Il momento è caratterizzato da spinte estreme e contraddittorie, che la moda fomenta, evidenzia ed esacerba. All’ossessione per l’apparire, ad esempio, si oppone, di certo per reazione, un notevole rigore. La giornata d’apertura della moda uomo a Milano, a tal proposito, è una battaglia di opulenza e severità. A colpire è la profusione di sbrilluccichii e ricami: segno che la vanità maschile è stata definitivamente sdoganata anche nelle sue forme piú frivole, e che i pavoni sempre pronti ad aprir le code non identificano più machismo con rinuncia, abbracciando al contrario ossessioni e preziosismi un tempo considerati femminili. Anche perchè poi, a ben guardare, l’atteggiamento moralista in tema d’abbellimento è affare recente: in natura e nella storia a fiammeggiare è sempre il maschio. Senza considerare che c’è modo e modo di decorare.

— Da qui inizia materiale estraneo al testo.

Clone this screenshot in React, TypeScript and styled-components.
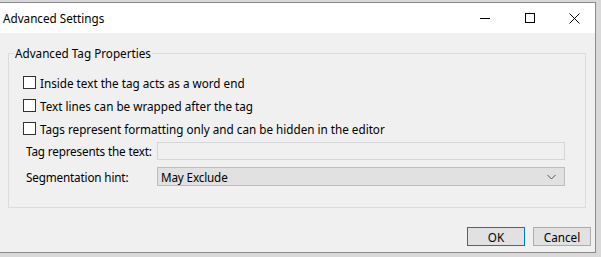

Da Zegna Couture, ad esempio, Stefano Pilati si conferma creatore capace di rinnovare il classico dall’interno, evolvendolo con delicatezza affermativa. Questa stagione lavora intorno al nucleo autentico del concetto couture: il preziosismo personalizzato, il savoir faire che si traduce in unicum. «Ho voluto creare una autentica alta moda da uomo - racconta -. Decorarsi è un gesto antico, che ho estremizzato ma non forzato. La mia è una opulenza che è come se fosse lí da sempre». La sintesi riesce perchè il discorso è condotto in sottigliezza, limitando la gamma cromatica al nero e grigio, resi vivi dal moltiplicarsi di jacquard ton sur ton sui capi sartoriali, dal brulicare di ricami che creano patine scintillanti sui grossi maglioni.
Domenico Dolce e Stefano Gabbana sono anche loro convinti decoratori. E lo sono dalla prima ora: il loro uomo esibizionista e muscolare ha fatto da apripista al fenomeno, mantenendo viva al fondo la nota di orgoglio siculo che lo rende vero. «Ci siamo ispirati agli spaghetti western musicati da Ennio Morricone - raccontano -. Il nostro però è un western ambientato in Sicilia, immaginato come un ricordo visto con gli occhi di oggi, senza nulla di letterale». In un set che mescola cactus e props filmici con una struttura futuribile fatta di iPad che mandano in loop spezzoni di western, si materializza una teoria di abiti decorati di revolver scintillanti, cappotti selvaggi di montone e pigiami, perchè il pavone di oggi mescola pubblico e privato, mollezza e aggressività: è gaudente e decadente, senza languori anacronistici.
Echi di boheme rockettara - vedi alla voce Mick Jagger e compagnia, nella fase del deboscio anni Settanta - percorrono l’ottima prova di Peter Dundas per Roberto Cavalli. L’attualizzazione del codice è semplice: basta mescolare animalier ed eccessi glam con spontaneità grunge, e il gioco è fatto. Il decorativismo di James Long per Iceberg è pop, nella miglior vena di questo storico marchio, mentre l’esteta sedizioso di Costume National riscopre i ricami, che mescola a colori accesi e sartoria affilata. Altrimenti, l’uomo dell’immediato futuro sarà rigoroso e antidecorativo. Un cadetto spaziale in spolverini di jersey spalmato e tute da jogging percorse da elementi luminosi, come immaginato da Donatella Versace, che resetta l’erotismo della maison spostandolo dal mondo classico al presente tecno. Le uniformi di Rodolfo Paglialunga per Jil Sander sono una inesorabile decostruzione e ricostruzione dell’iconografia militare, spostata sull’asse dell’underground. Da Marni il rigore si fa morbido e poetico, in una collezione di elegante intimismo fatta di pezzi che appaiono avvolti attorno al corpo con una naturalezza senza sforzo che è l’esatto contrario dell’esibizionismo. È una prova matura e lirica quella di Lucio Vanotti, che esordisce presso Armani/Teatro apparendo fin da subito come ideale erede del re in persona, con il quale condivide l’estetica in sofisticata sottrazione.
Altrimenti il rigore è puro classicismo sartoriale, sintonizzato sulla contemporaneità. Da Corneliani le spalle si allargano e le vite si alzano in un echeggiare di anni Quaranta che non è nostalgia ma riscoperta di una dignità oggi progressiva, mentre per Ralph Lauren leggerezza e sartoria sono sinonimi in una collezione di classici intramontabili, wasp quel tanto che basta. Da Pal Zileri, in fine, il lurex si insinua, freddo e metallico, portando una traccia di secco futurismo. La prova è marziale: volumi ampi e appiombi decisi sono ammorbiditi dalla palette pittorica. Classico, certo, ma reloaded.